Das Vorspiel und der (sinfonische) Liebestod aus Wagners „Tristan und Isolde“ schlugen den Bogen zu Barenboims Bayreuther Aktivitäten, aber auch zu der Tatsache, dass der Dirigent mit diesem Vorspiel als Zugabe das Aufführungsverbot Wagnerscher Musik in Israel engagiert durchbrochen hat. Das West-Eastern Divan Orchestra, in dem der Konzertmeister des Berliner Staatsorchesters und ein zwölfjähriges israelisches Wunderkind neben einander musizieren, schwillt aus einem kaum hörbaren Pianopianissimo an, füllt energetisch die komponierten Spannungspausen und modelliert irisierende Luftklänge. Des „Weltatems wehenden All“ lässt der Dirigent mit ausufernder Bewegung über das gesamte Orchester bis ins Publikum hinein schwingen. Gleichwohl ist Barenboims Dirigat zumeist dezent, häufig lässt er sein Orchester ohne Taktschlag alleine spielen und setzt nur einige, sparsame Akzente.

Hector Berlioz’ dessen Instrumentation und Leitmotivtechnik, vielleicht auch die Idee der zyklischen Mythos-Realisierung, Wagner maßgeblich beeinflusst haben, war im zweiten Teil des Konzerts mit der Symphonie fantastique op. 14 vertreten. Auch wenn das Programmheft auf die Angabe „Épisode de la vie d’un artiste en cinq parties“ verzichtete, entwickelte Barenboim die fünf Stationen der Programmmusik dramatisch.

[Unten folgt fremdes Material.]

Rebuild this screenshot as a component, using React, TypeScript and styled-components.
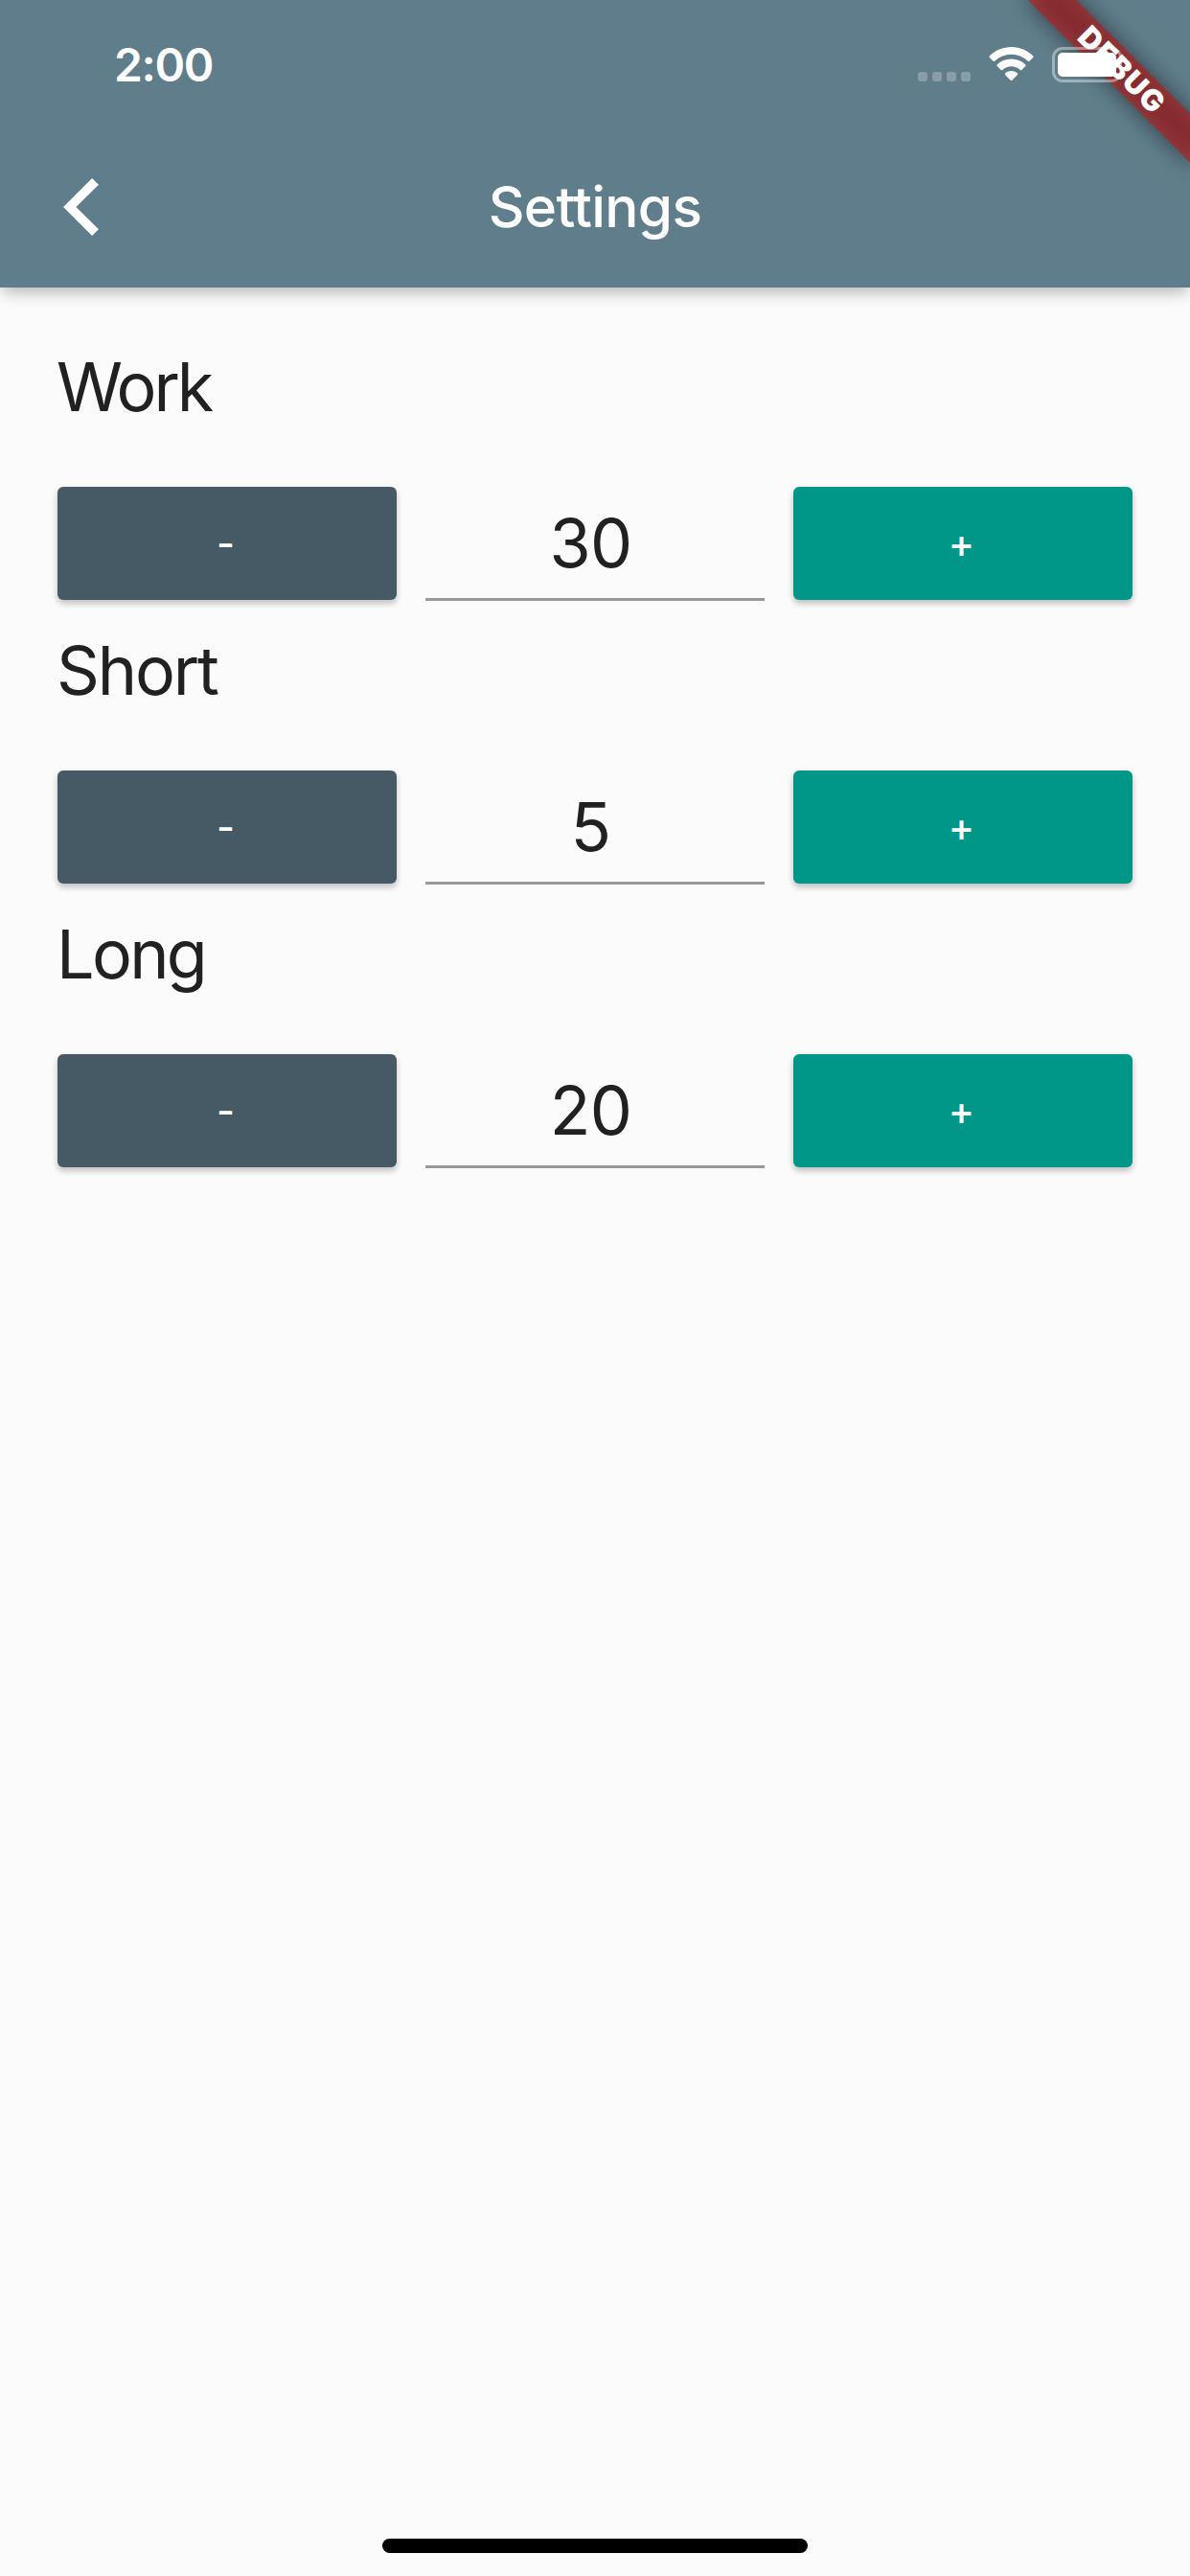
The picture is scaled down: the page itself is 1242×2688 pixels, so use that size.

Für die dunklen Farben der Partitur erwies es sich besonders vorteilhaft, dass die Streicher dieses Orchesters (nahezu) gleichgewichtig besetzt sind und dass somit die Basslinien besonders zum Tragen kommen. Die Deutungsmöglichkeit, mit dem Gang zum Richtplatz falsches nationalen Pathos zu exekutieren, lag angesichts des Ortes und der Ausführenden nicht fern.

Emphatischer Beifall des Festspielpublikums schien sich eine Wiederkehr des charismatischen Dirigenten, auch auf dem Hügel, zu wünschen. Und der Applaus war keineswegs künstlich ausgedehnt, als jedem der 103 Orchestermitglieder eine Rose überreicht wurde. Zugaben gab es jedoch keine: Madonnas Praxis – am Abend zuvor im Münchner Olympiastadion – macht Schule.